RECORD LIST:
-.-.-
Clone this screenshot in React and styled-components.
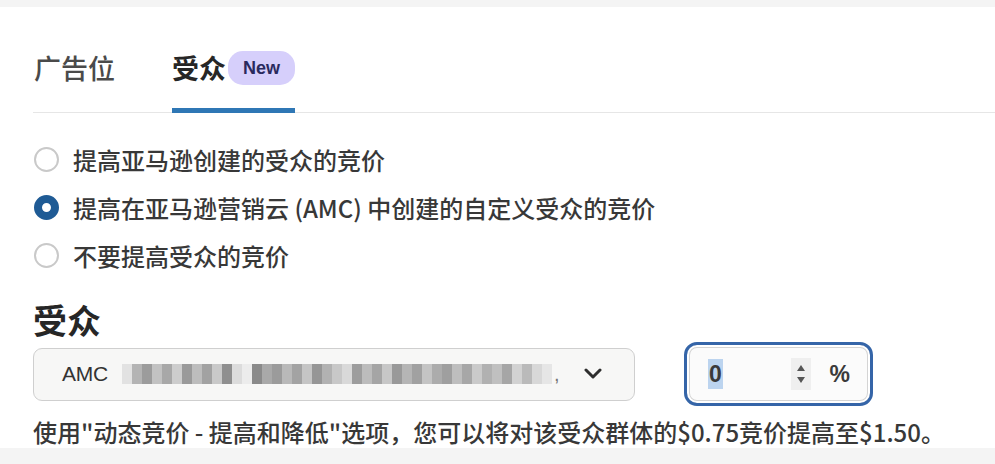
import React from "react";
import styled, { createGlobalStyle } from "styled-components";

const Global = createGlobalStyle`
  html, body { margin: 0; padding: 0; background: #f4f4f4; }
  body { font-family: "Noto Sans CJK SC", "Noto Sans", sans-serif; color: #333; }
  * { box-sizing: border-box; }
`;

const Panel = styled.div`
  margin-top: 7px;
  height: 441px;
  background: #fff;
  padding-left: 33px;
  display: flex;
  flex-direction: column;
`;

const TabBar = styled.div`
  display: flex;
  gap: 57px;
  align-items: flex-end;
  border-bottom: 1px solid #e6e6e6;
`;

const Tab = styled.div`
  display: flex;
  align-items: center;
  gap: 2px;
  padding: 44px 0 23px;
  border-bottom: 5px solid ${(p) => (p.$active ? "#2f77b5" : "transparent")};
  font-size: 27px;
  line-height: 34px;
  font-weight: ${(p) => (p.$active ? 700 : 500)};
  color: ${(p) => (p.$active ? "#262626" : "#4a4a4a")};
  margin-bottom: -1px;
  margin-left: ${(p) => (p.$first ? "1px" : "0")};
`;

const Badge = styled.span`
  display: inline-flex;
  align-items: center;
  height: 34px;
  padding: 0 15px;
  border-radius: 15px;
  background: #d6cffb;
  color: #2a2a5e;
  font-family: "Liberation Sans", Arial, sans-serif;
  font-size: 18px;
  font-weight: 700;
`;

const RadioGroup = styled.div`
  margin-top: 22px;
  display: flex;
  flex-direction: column;
`;

const RadioRow = styled.label`
  display: flex;
  align-items: center;
  gap: 14px;
  height: 48px;
  font-size: 24px;
  font-weight: 500;
  color: #383838;
`;

const RadioDot = styled.span`
  flex: none;
  width: 25px;
  height: 25px;
  margin-left: 1px;
  border-radius: 50%;
  border: ${(p) => (p.$checked ? "8px solid #1f5b95" : "2px solid #c9c9c9")};
  background: #fff;
`;

const Heading = styled.div`
  margin-top: 21px;
  font-size: 34px;
  line-height: 40px;
  font-weight: 700;
  color: #262626;
`;

const FieldRow = styled.div`
  margin-top: 2px;
  display: flex;
  align-items: center;
  gap: 49px;
`;

const Select = styled.div`
  width: 602px;
  height: 53px;
  border: 1.5px solid #cfcfcf;
  border-radius: 9px;
  background: #f7f7f6;
  display: flex;
  align-items: center;
  padding: 0 32px 0 28px;
`;

const SelectText = styled.span`
  font-family: "Liberation Sans", Arial, sans-serif;
  font-size: 21px;
  color: #333;
  letter-spacing: -0.2px;
`;

const Mosaic = styled.div`
  display: flex;
  align-items: center;
  margin-left: 14px;
  filter: blur(0.6px);
`;

const Cell = styled.span`
  flex: none;
  width: 10px;
  height: 20px;
  background: ${(p) => p.$c};
`;

const Comma = styled.span`
  font-family: "Liberation Sans", Arial, sans-serif;
  font-size: 20px;
  color: #777;
  margin-left: 2px;
`;

const ChevronWrap = styled.span`
  margin-left: auto;
  display: flex;
`;

const NumberBox = styled.div`
  width: 189px;
  height: 64px;
  border: 3px solid #3565a8;
  border-radius: 13px;
  box-shadow: inset 0 0 0 2px #fff, inset 0 0 0 3px #d4d4d4;
  background: #fbfbfb;
  display: flex;
  align-items: center;
  padding: 0 20px 0 21px;
`;

const Value = styled.span`
  font-family: "Liberation Sans", Arial, sans-serif;
  font-size: 23px;
  font-weight: 700;
  color: #3a3a3a;
  background: #bcd4ef;
  line-height: 30px;
  padding: 0 1px;
`;

const Spinner = styled.span`
  margin-left: auto;
  width: 20px;
  height: 32px;
  background: #efefef;
  display: flex;
  align-items: center;
  justify-content: center;
`;

const Percent = styled.span`
  margin-left: 19px;
  font-family: "Liberation Sans", Arial, sans-serif;
  font-size: 23px;
  font-weight: 700;
  color: #3a3a3a;
`;

const Helper = styled.div`
  margin-top: 11px;
  font-size: 24px;
  line-height: 30px;
  font-weight: 500;
  color: #383838;
  white-space: nowrap;
`;

const shades = [
  "#e2e2e2", "#b4b4b4", "#9c9c9c", "#c2c2c2", "#a8a8a8", "#cdcdcd", "#9a9a9a", "#bdbdbd",
  "#a2a2a2", "#c9c9c9", "#8f8f8f", "#dcdcdc", "#ececec", "#8a8a8a", "#a9a9a9", "#9b9b9b",
  "#b9b9b9", "#a3a3a3", "#c5c5c5", "#969696", "#b2b2b2", "#c8c8c8", "#d9d9d9", "#9d9d9d",
  "#bcbcbc", "#a5a5a5", "#c7c7c7", "#999999", "#b5b5b5", "#a1a1a1", "#c4c4c4", "#acacac",
  "#9f9f9f", "#bebebe", "#a7a7a7", "#cacaca", "#b1b1b1", "#c0c0c0", "#a6a6a6", "#d2d2d2",
  "#bababa", "#d8d8d8", "#e6e6e6",
];

const Chevron = () => (
  <svg width="18" height="12" viewBox="0 0 18 12">
    <polyline points="2,2 9,9 16,2" fill="none" stroke="#2e2e2e" strokeWidth="3" strokeLinecap="round" strokeLinejoin="round" />
  </svg>
);

const Arrows = () => (
  <svg width="10" height="22" viewBox="0 0 10 22">
    <polygon points="5,2 9,8 1,8" fill="#555" />
    <polygon points="1,14 9,14 5,20" fill="#555" />
  </svg>
);

export default function App() {
  return (
    <>
      <Global />
      <Panel>
        <TabBar>
          <Tab $first>广告位</Tab>
          <Tab $active>
            受众<Badge>New</Badge>
          </Tab>
        </TabBar>
        <RadioGroup>
          <RadioRow>
            <RadioDot />
            提高亚马逊创建的受众的竞价
          </RadioRow>
          <RadioRow>
            <RadioDot $checked />
            提高在亚马逊营销云 (AMC) 中创建的自定义受众的竞价
          </RadioRow>
          <RadioRow>
            <RadioDot />
            不要提高受众的竞价
          </RadioRow>
        </RadioGroup>
        <Heading>受众</Heading>
        <FieldRow>
          <Select>
            <SelectText>AMC</SelectText>
            <Mosaic>
              {shades.map((c, i) => (
                <Cell key={i} $c={c} />
              ))}
            </Mosaic>
            <Comma>,</Comma>
            <ChevronWrap>
              <Chevron />
            </ChevronWrap>
          </Select>
          <NumberBox>
            <Value>0</Value>
            <Spinner>
              <Arrows />
            </Spinner>
            <Percent>%</Percent>
          </NumberBox>
        </FieldRow>
        <Helper>使用"动态竞价 - 提高和降低"选项，您可以将对该受众群体的$0.75竞价提高至$1.50。</Helper>
      </Panel>
    </>
  );
}
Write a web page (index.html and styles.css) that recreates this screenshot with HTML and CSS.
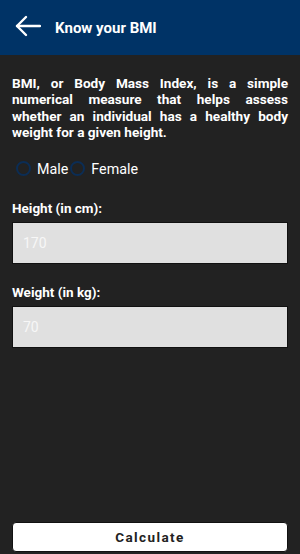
-.-.-
PROBLEM DETAILS: Copy the records word for word, leaving no picture in the copy.

SOLUTION FOR THIS EXERCISE:
Clone this screenshot in React and styled-components.
import React from "react";
import styled, { createGlobalStyle } from "styled-components";

const Global = createGlobalStyle`
  html, body { margin: 0; padding: 0; background: #f4f4f4; }
  body { font-family: "Noto Sans CJK SC", "Noto Sans", sans-serif; color: #333; }
  * { box-sizing: border-box; }
`;

const Panel = styled.div`
  margin-top: 7px;
  height: 441px;
  background: #fff;
  padding-left: 33px;
  display: flex;
  flex-direction: column;
`;

const TabBar = styled.div`
  display: flex;
  gap: 57px;
  align-items: flex-end;
  border-bottom: 1px solid #e6e6e6;
`;

const Tab = styled.div`
  display: flex;
  align-items: center;
  gap: 2px;
  padding: 44px 0 23px;
  border-bottom: 5px solid ${(p) => (p.$active ? "#2f77b5" : "transparent")};
  font-size: 27px;
  line-height: 34px;
  font-weight: ${(p) => (p.$active ? 700 : 500)};
  color: ${(p) => (p.$active ? "#262626" : "#4a4a4a")};
  margin-bottom: -1px;
  margin-left: ${(p) => (p.$first ? "1px" : "0")};
`;

const Badge = styled.span`
  display: inline-flex;
  align-items: center;
  height: 34px;
  padding: 0 15px;
  border-radius: 15px;
  background: #d6cffb;
  color: #2a2a5e;
  font-family: "Liberation Sans", Arial, sans-serif;
  font-size: 18px;
  font-weight: 700;
`;

const RadioGroup = styled.div`
  margin-top: 22px;
  display: flex;
  flex-direction: column;
`;

const RadioRow = styled.label`
  display: flex;
  align-items: center;
  gap: 14px;
  height: 48px;
  font-size: 24px;
  font-weight: 500;
  color: #383838;
`;

const RadioDot = styled.span`
  flex: none;
  width: 25px;
  height: 25px;
  margin-left: 1px;
  border-radius: 50%;
  border: ${(p) => (p.$checked ? "8px solid #1f5b95" : "2px solid #c9c9c9")};
  background: #fff;
`;

const Heading = styled.div`
  margin-top: 21px;
  font-size: 34px;
  line-height: 40px;
  font-weight: 700;
  color: #262626;
`;

const FieldRow = styled.div`
  margin-top: 2px;
  display: flex;
  align-items: center;
  gap: 49px;
`;

const Select = styled.div`
  width: 602px;
  height: 53px;
  border: 1.5px solid #cfcfcf;
  border-radius: 9px;
  background: #f7f7f6;
  display: flex;
  align-items: center;
  padding: 0 32px 0 28px;
`;

const SelectText = styled.span`
  font-family: "Liberation Sans", Arial, sans-serif;
  font-size: 21px;
  color: #333;
  letter-spacing: -0.2px;
`;

const Mosaic = styled.div`
  display: flex;
  align-items: center;
  margin-left: 14px;
  filter: blur(0.6px);
`;

const Cell = styled.span`
  flex: none;
  width: 10px;
  height: 20px;
  background: ${(p) => p.$c};
`;

const Comma = styled.span`
  font-family: "Liberation Sans", Arial, sans-serif;
  font-size: 20px;
  color: #777;
  margin-left: 2px;
`;

const ChevronWrap = styled.span`
  margin-left: auto;
  display: flex;
`;

const NumberBox = styled.div`
  width: 189px;
  height: 64px;
  border: 3px solid #3565a8;
  border-radius: 13px;
  box-shadow: inset 0 0 0 2px #fff, inset 0 0 0 3px #d4d4d4;
  background: #fbfbfb;
  display: flex;
  align-items: center;
  padding: 0 20px 0 21px;
`;

const Value = styled.span`
  font-family: "Liberation Sans", Arial, sans-serif;
  font-size: 23px;
  font-weight: 700;
  color: #3a3a3a;
  background: #bcd4ef;
  line-height: 30px;
  padding: 0 1px;
`;

const Spinner = styled.span`
  margin-left: auto;
  width: 20px;
  height: 32px;
  background: #efefef;
  display: flex;
  align-items: center;
  justify-content: center;
`;

const Percent = styled.span`
  margin-left: 19px;
  font-family: "Liberation Sans", Arial, sans-serif;
  font-size: 23px;
  font-weight: 700;
  color: #3a3a3a;
`;

const Helper = styled.div`
  margin-top: 11px;
  font-size: 24px;
  line-height: 30px;
  font-weight: 500;
  color: #383838;
  white-space: nowrap;
`;

const shades = [
  "#e2e2e2", "#b4b4b4", "#9c9c9c", "#c2c2c2", "#a8a8a8", "#cdcdcd", "#9a9a9a", "#bdbdbd",
  "#a2a2a2", "#c9c9c9", "#8f8f8f", "#dcdcdc", "#ececec", "#8a8a8a", "#a9a9a9", "#9b9b9b",
  "#b9b9b9", "#a3a3a3", "#c5c5c5", "#969696", "#b2b2b2", "#c8c8c8", "#d9d9d9", "#9d9d9d",
  "#bcbcbc", "#a5a5a5", "#c7c7c7", "#999999", "#b5b5b5", "#a1a1a1", "#c4c4c4", "#acacac",
  "#9f9f9f", "#bebebe", "#a7a7a7", "#cacaca", "#b1b1b1", "#c0c0c0", "#a6a6a6", "#d2d2d2",
  "#bababa", "#d8d8d8", "#e6e6e6",
];

const Chevron = () => (
  <svg width="18" height="12" viewBox="0 0 18 12">
    <polyline points="2,2 9,9 16,2" fill="none" stroke="#2e2e2e" strokeWidth="3" strokeLinecap="round" strokeLinejoin="round" />
  </svg>
);

const Arrows = () => (
  <svg width="10" height="22" viewBox="0 0 10 22">
    <polygon points="5,2 9,8 1,8" fill="#555" />
    <polygon points="1,14 9,14 5,20" fill="#555" />
  </svg>
);

export default function App() {
  return (
    <>
      <Global />
      <Panel>
        <TabBar>
          <Tab $first>广告位</Tab>
          <Tab $active>
            受众<Badge>New</Badge>
          </Tab>
        </TabBar>
        <RadioGroup>
          <RadioRow>
            <RadioDot />
            提高亚马逊创建的受众的竞价
          </RadioRow>
          <RadioRow>
            <RadioDot $checked />
            提高在亚马逊营销云 (AMC) 中创建的自定义受众的竞价
          </RadioRow>
          <RadioRow>
            <RadioDot />
            不要提高受众的竞价
          </RadioRow>
        </RadioGroup>
        <Heading>受众</Heading>
        <FieldRow>
          <Select>
            <SelectText>AMC</SelectText>
            <Mosaic>
              {shades.map((c, i) => (
                <Cell key={i} $c={c} />
              ))}
            </Mosaic>
            <Comma>,</Comma>
            <ChevronWrap>
              <Chevron />
            </ChevronWrap>
          </Select>
          <NumberBox>
            <Value>0</Value>
            <Spinner>
              <Arrows />
            </Spinner>
            <Percent>%</Percent>
          </NumberBox>
        </FieldRow>
        <Helper>使用"动态竞价 - 提高和降低"选项，您可以将对该受众群体的$0.75竞价提高至$1.50。</Helper>
      </Panel>
    </>
  );
}
Write a web page (index.html and styles.css) that recreates this screenshot with HTML and CSS.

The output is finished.